In recompense for this unconscionable lapse and inexplicable misplacing of national priorities, the country goes completely crazy the next day and kicks off the Christmas shopping season in a frenzy of retail activity.
It is known in the trade as Black Friday. The name is not a reference to the colour of turkey stuffing after it has been left on the table too long; it reflects, instead, the fact that this is traditionally the biggest day for retail spending of the entire year as everyone gets off to an early start (by my standards) in their Christmas shopping duties. And so, for most retailers, it is the day that their annual accounts can be relied on to go into the black.
It is, thus, I believe, the only national holiday that I know of anywhere in the world whose popular name derives from the terminology of accountancy. (Please readers, spare me the e-mails telling me I have forgotten about Singapore’s Double-Entry Thursday, or Estonia’s Accruals-Basis Tuesday.)
This year the stakes on said Friday are higher than ever and retailers are leaving nothing to chance in an effort to maximise their sales. JC Penney, one of the largest department stores, has announced that many of its shops will open at 4am on Friday.

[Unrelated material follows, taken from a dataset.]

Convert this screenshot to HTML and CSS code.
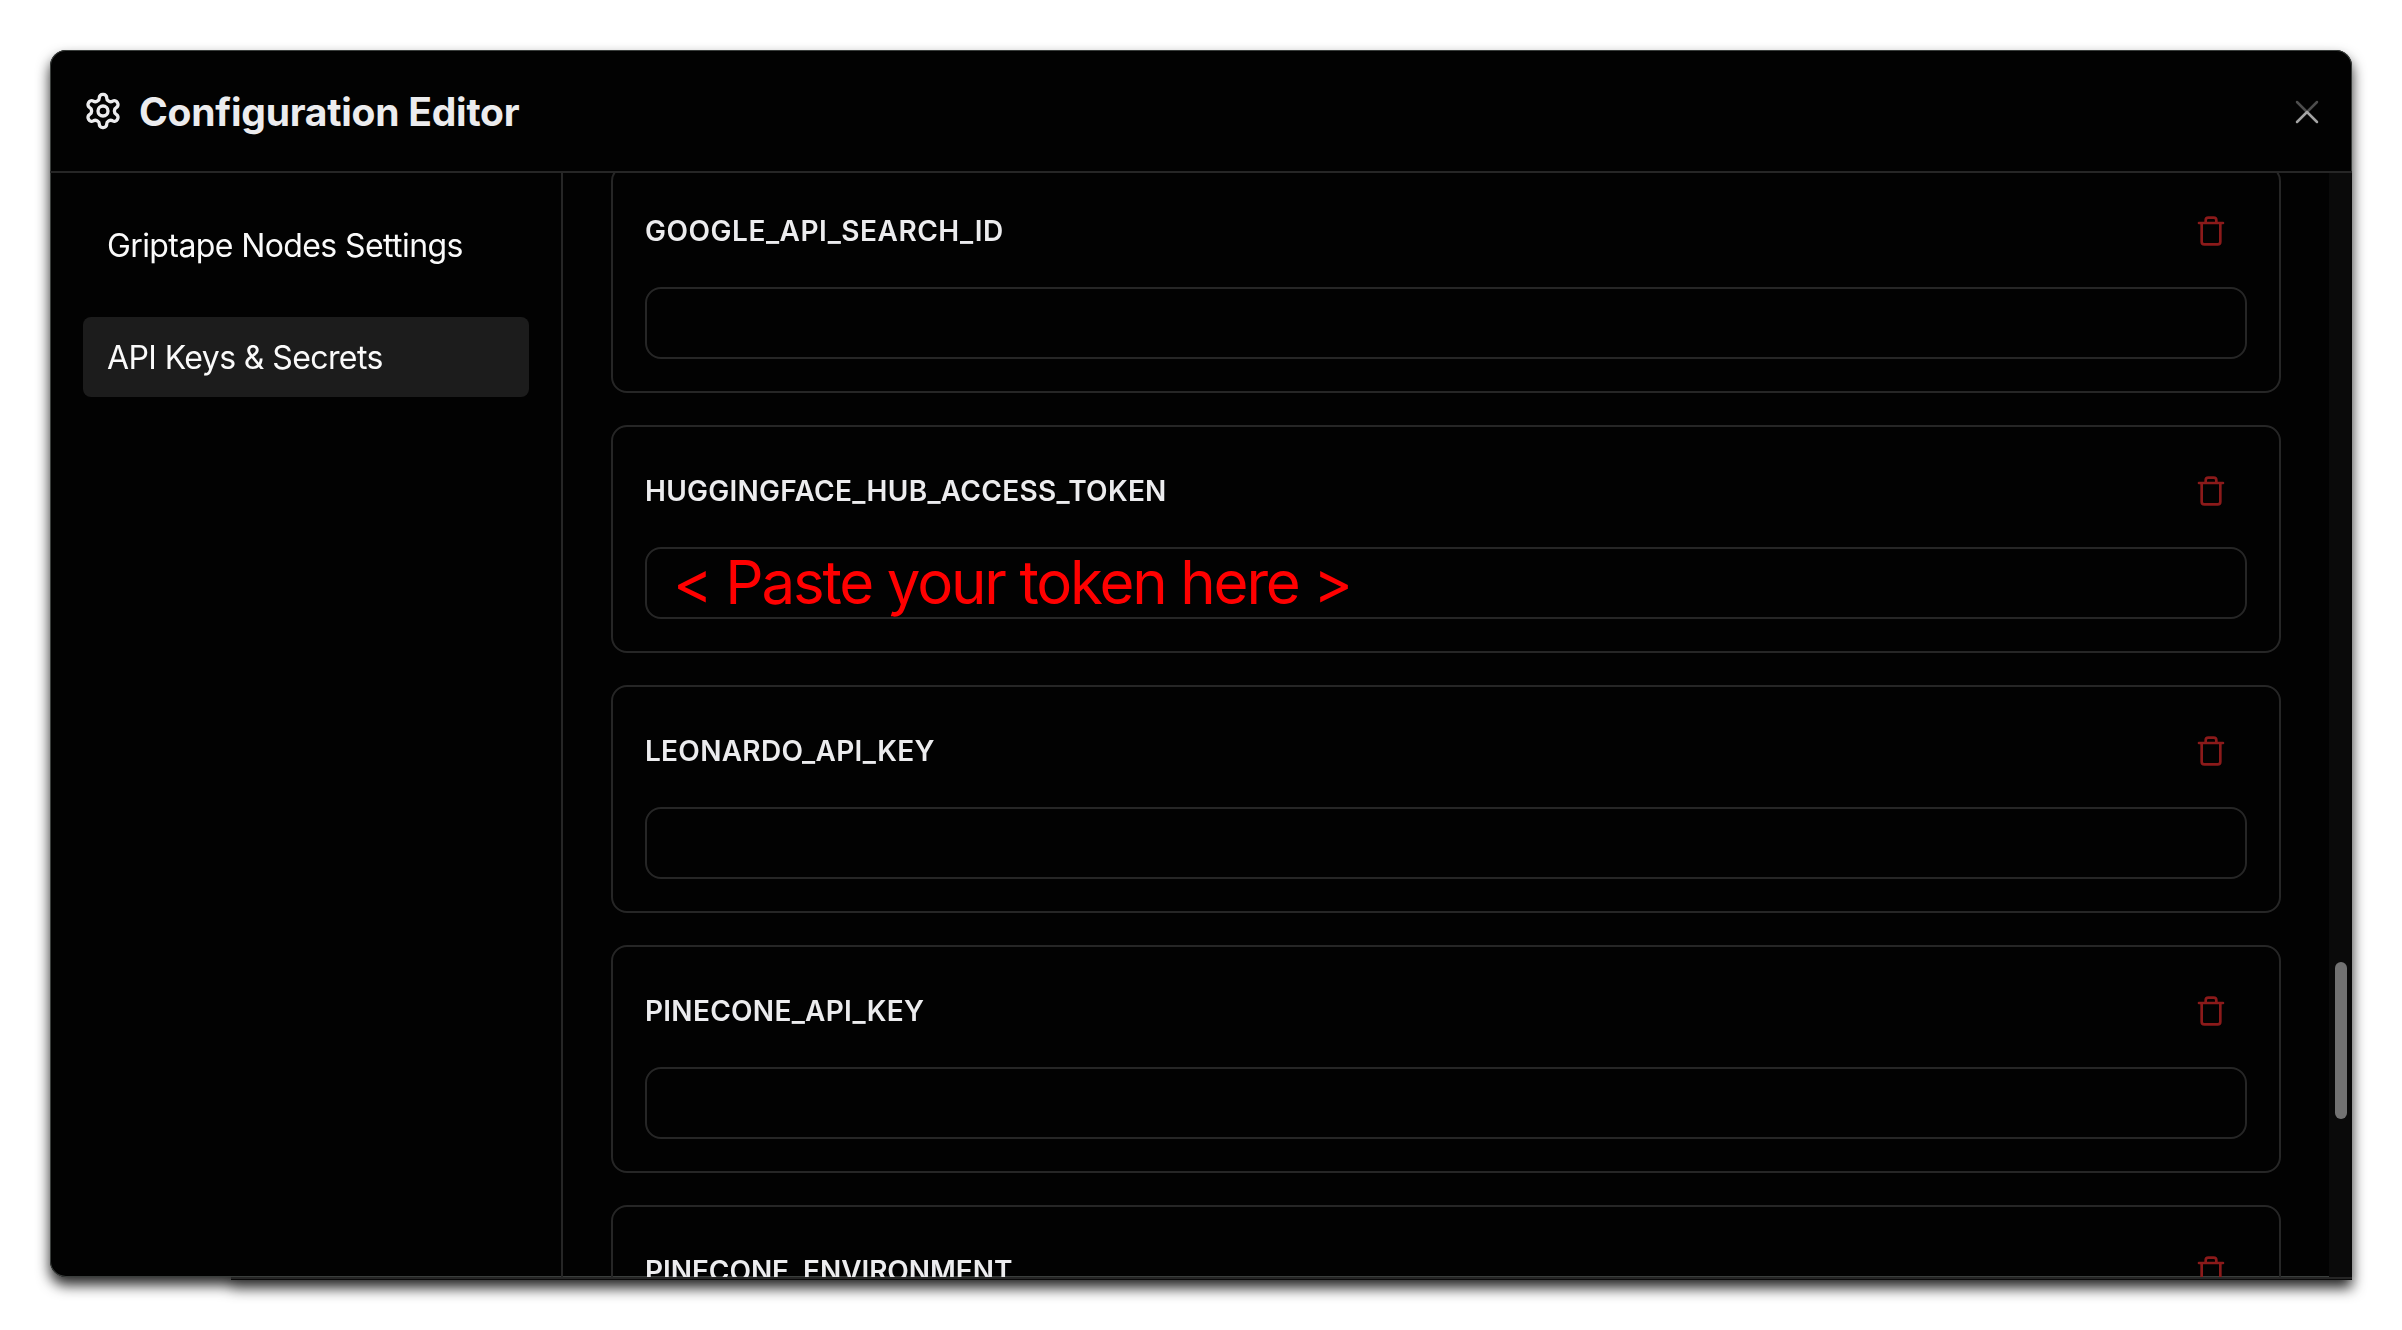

If you’re afraid you might sleep in, the retailers will even arrange a wake-up call for you on your mobile phone so that you can get in line early enough to pick up that heavily discounted 86in high-definition TV.
All eyes will be on the numbers that the retailers report after this weekend. Any sign of the long-awaited retreat by consumers will be taken as sure evidence that the bottom is about to fall out of the US economy. Consumption expenditures after all, account for 70 per cent of US economic activity and, as I have noted before, there has not been a real consumer recession in America since the early 1990s.
Will this Christmas season be the time that record comes to an end?
The credit crunch seems to be having as yet only limited impact on spending. The vast majority of Americans, in fact, still have access to fairly easy money. The Federal Reserve’s reductions in interest rates have actually significantly lowered the cost of much consumer borrowing.
Incomes have been rising steadily, and, as grim as the equity market tumble may have been recently, anyone invested in the stock market (and, thanks to highly visible pension accounts in America, that means just about everybody) knows that their stock wealth has increased since last Christmas by 5 per cent or more.
Housing, of course, is different. If the value of your house falls, do you trim your spending because you feel less wealthy?
We are now in uncharted territory.
There has not been a sustained fall in American house prices since the early 1990s.
But even if we are in the midst of one now, will it really hurt spending? The latest figures from the Federal Reserve show that the total aggregate value of real estate held by the personal sector increased from $12.5 trillion in 2001 to $21 trillion in the middle of this year, a staggering 70 per cent increase in wealth in just six years.
My guess is that the price of your house would have to fall a fair bit before you decided to get seriously stingy with the Christmas presents.